Dengan segala kerakusan dan keserakahannya mereka merampas segala keindahan
umat Islam. Semua itu berlangsung tanpa ada daya dan upaya yang dapat dilakukan
oleh umat Islam untuk menangkal atau menyingkapnya.
Fakta ini benar-benar seperti
yang digambarkan oleh Rasulullah shallallahu ‘alaihi wa sallam dalam
hadits berikut:
Tak lama lagi berbagai bangsa
akan ramai-ramai bersekongkol atas kalian, bak persekongkolan para pemakan
ramai-ramai menuju kepada piring hidangannya. Maka seorang sahabat bertanya:
“Apakah karena kami kala itu berjumlah sedikit?” Beliau menjawab: “Bahkan
kalian kala itu berjumlah banyak, akan tetapi kalian buih bak buih air bah, dan
sungguh Allah akan menyirnakan rasa takut dari dada musuh-musuh kalian, dan Ia
akan mencampakkan Al Wahanu di jantung-jantung kalian.” Maka salah seorang
sahabat berkata: “Wahai Rasulullah, apakah Al Wahanu itu?” Beliau menjawab:
“Cinta terhadap dunia dan benci akan kematian.” (Riwayat Ahmad,
Abu Dawud, dan lainnya, serta dishohihkan oleh Al Albany)

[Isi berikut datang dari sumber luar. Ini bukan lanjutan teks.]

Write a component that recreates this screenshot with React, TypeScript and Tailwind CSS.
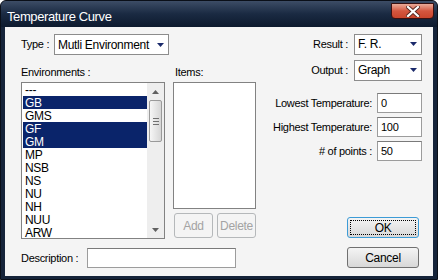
import React from "react";

const font = { fontFamily: '"Liberation Sans", Arial, sans-serif' };

function Arrow() {
  return (
    <svg width="7" height="4" viewBox="0 0 7 4" className="shrink-0">
      <polygon points="0,0 7,0 3.5,4" fill="#1b2a6b" />
    </svg>
  );
}

function Select({ value, w }: { value: string; w: string }) {
  return (
    <div className={`${w} h-[21px] bg-white border border-[#8c8c8c] flex items-center pl-[3px] pr-[4px]`}>
      <span className="flex-1 text-[12px] tracking-[-0.3px] text-black leading-none">{value}</span>
      <Arrow />
    </div>
  );
}

function Input({ value, w }: { value?: string; w: string }) {
  return (
    <div className={`${w} h-[20px] bg-white border border-[#9c9c9c] border-t-[#7a7a7a] flex items-center pl-[3px] text-[11px] tracking-[-0.3px] leading-none`}>
      {value}
    </div>
  );
}

const items = ["---", "GB", "GMS", "GF", "GM", "MP", "NSB", "NS", "NU", "NH", "NUU", "ARW"];
const selected = new Set(["GB", "GF", "GM"]);

export default function App() {
  return (
    <div className="w-[438px] h-[280px] bg-white" style={font}>
      <div className="w-[438px] h-[280px] flex flex-col rounded-t-[6px] bg-[#16243a] border border-[#0a0f18] overflow-hidden">
        {/* title bar */}
        <div className="h-[26px] shrink-0 flex items-start bg-gradient-to-b from-[#3d4d66] via-[#1a2a42] to-[#0d1a2e]">
          <span className="text-white text-[13px] tracking-[-0.4px] leading-none mt-[9px] ml-[6px] flex-1">
            Temperature Curve
          </span>
          <div className="mt-[2px] mr-[3px] w-[43px] h-[16px] rounded-b-[4px] border border-[#3a1010] bg-gradient-to-b from-[#e9aa99] via-[#d4563f] to-[#c9452c] flex items-center justify-center">
            <svg width="14" height="11" viewBox="0 0 14 11">
              <path d="M2 1 L12 10 M12 1 L2 10" stroke="#5a2a22" strokeWidth="4" strokeLinecap="square" />
              <path d="M2 1 L12 10 M12 1 L2 10" stroke="#ffffff" strokeWidth="2.2" strokeLinecap="square" />
            </svg>
          </div>
        </div>
        {/* body */}
        <div className="flex-1 ml-[4px] mr-[4px] mb-[3px] bg-[#f4f4f4] flex text-black text-[11px] tracking-[-0.3px]">
          {/* left part */}
          <div className="flex flex-col pl-[16px] pt-[7px] w-[256px]">
            <div className="flex items-center h-[21px]">
              <span className="w-[33px]">Type :</span>
              <Select value="Mutli Environment" w="w-[115px]" />
            </div>
            <div className="flex mt-[11px] h-[13px] items-center">
              <span className="w-[154px]">Environments :</span>
              <span>Items:</span>
            </div>
            <div className="flex mt-[3px]">
              {/* env list */}
              <div className="w-[144px] h-[157px] border border-[#828282] bg-white flex overflow-hidden">
                <div className="flex-1 flex flex-col pl-[1px] overflow-hidden">
                  {items.map((it) => (
                    <div
                      key={it}
                      className={`h-[13px] shrink-0 flex items-center pl-[2px] text-[12px] leading-none ${
                        selected.has(it) ? "bg-[#0a246a] text-white" : "text-black"
                      }`}
                    >
                      {it}
                    </div>
                  ))}
                </div>
                <div className="w-[17px] bg-[#eeeeee] flex flex-col items-center">
                  <div className="h-[17px] flex items-center justify-center">
                    <svg width="7" height="4" viewBox="0 0 7 4">
                      <polygon points="0,4 7,4 3.5,0" fill="#606060" />
                    </svg>
                  </div>
                  <div className="w-[13px] h-[42px] rounded-[2px] border border-[#9a9a9a] bg-gradient-to-r from-[#f6f6f6] to-[#d6d6d6] flex flex-col items-center justify-center gap-[2px]">
                    <div className="w-[6px] h-[1px] bg-[#707070]" />
                    <div className="w-[6px] h-[1px] bg-[#707070]" />
                    <div className="w-[6px] h-[1px] bg-[#707070]" />
                  </div>
                  <div className="flex-1" />
                  <div className="h-[17px] flex items-center justify-center">
                    <svg width="7" height="4" viewBox="0 0 7 4">
                      <polygon points="0,0 7,0 3.5,4" fill="#606060" />
                    </svg>
                  </div>
                </div>
              </div>
              {/* items column */}
              <div className="ml-[8px] flex flex-col w-[83px]">
                <div className="h-[127px] border border-[#828282] bg-white" />
                <div className="flex mt-[4px] ml-[1px] gap-[4px]">
                  <div className="w-[39px] h-[25px] rounded-[3px] border border-[#b5b8ba] flex items-center justify-center text-[#a3a3a3] text-[12px]">
                    Add
                  </div>
                  <div className="w-[39px] h-[25px] rounded-[3px] border border-[#b5b8ba] flex items-center justify-center text-[#a3a3a3] text-[12px]">
                    Delete
                  </div>
                </div>
              </div>
            </div>
            <div className="flex items-center mt-[9px]">
              <span className="w-[66px]">Description :</span>
              <Input w="w-[149px]" />
            </div>
          </div>
          {/* right part */}
          <div className="flex-1 flex flex-col items-end pr-[11px] pt-[7px]">
            <div className="flex items-center h-[20px] gap-[6px]">
              <span>Result :</span>
              <Select value="F. R." w="w-[68px] h-[20px]" />
            </div>
            <div className="flex items-center h-[20px] gap-[6px] mt-[6px]">
              <span>Output :</span>
              <Select value="Graph" w="w-[68px] h-[20px]" />
            </div>
            <div className="flex items-center gap-[5px] mt-[13px]">
              <span>Lowest Temperature:</span>
              <Input value="0" w="w-[45px]" />
            </div>
            <div className="flex items-center gap-[5px] mt-[4px]">
              <span>Highest Temperature:</span>
              <Input value="100" w="w-[45px]" />
            </div>
            <div className="flex items-center gap-[5px] mt-[4px]">
              <span># of points :</span>
              <Input value="50" w="w-[45px]" />
            </div>
            <div className="mt-[56px] mr-[3px] w-[72px] h-[21px] rounded-[3px] border border-[#3c9bd6] bg-gradient-to-b from-[#f4f4f4] to-[#d8d8d8] p-[2px]">
              <div className="w-full h-full border border-dotted border-black flex items-center justify-center text-[12px]">
                OK
              </div>
            </div>
            <div className="mt-[9px] mr-[3px] w-[72px] h-[21px] rounded-[3px] border border-[#707070] bg-gradient-to-b from-[#f4f4f4] to-[#d8d8d8] flex items-center justify-center text-[12px]">
              Cancel
            </div>
          </div>
        </div>
      </div>
    </div>
  );
}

Walau demikian, kita tidak
boleh berkecil hati atau merasa putus asa, karena Allah Ta’ala telah memberikan
jaminan bahwa kemenangan, dan kejayaan pasti akan menghampiri hamba-hamba-Nya
yang beriman dan bertaqwa:
“Dan sungguh-sungguh telah Kami tuliskan
(tetapkan) di dalam Zabur sesudah (Kami tuliskan dalam Laih Mahfuzh)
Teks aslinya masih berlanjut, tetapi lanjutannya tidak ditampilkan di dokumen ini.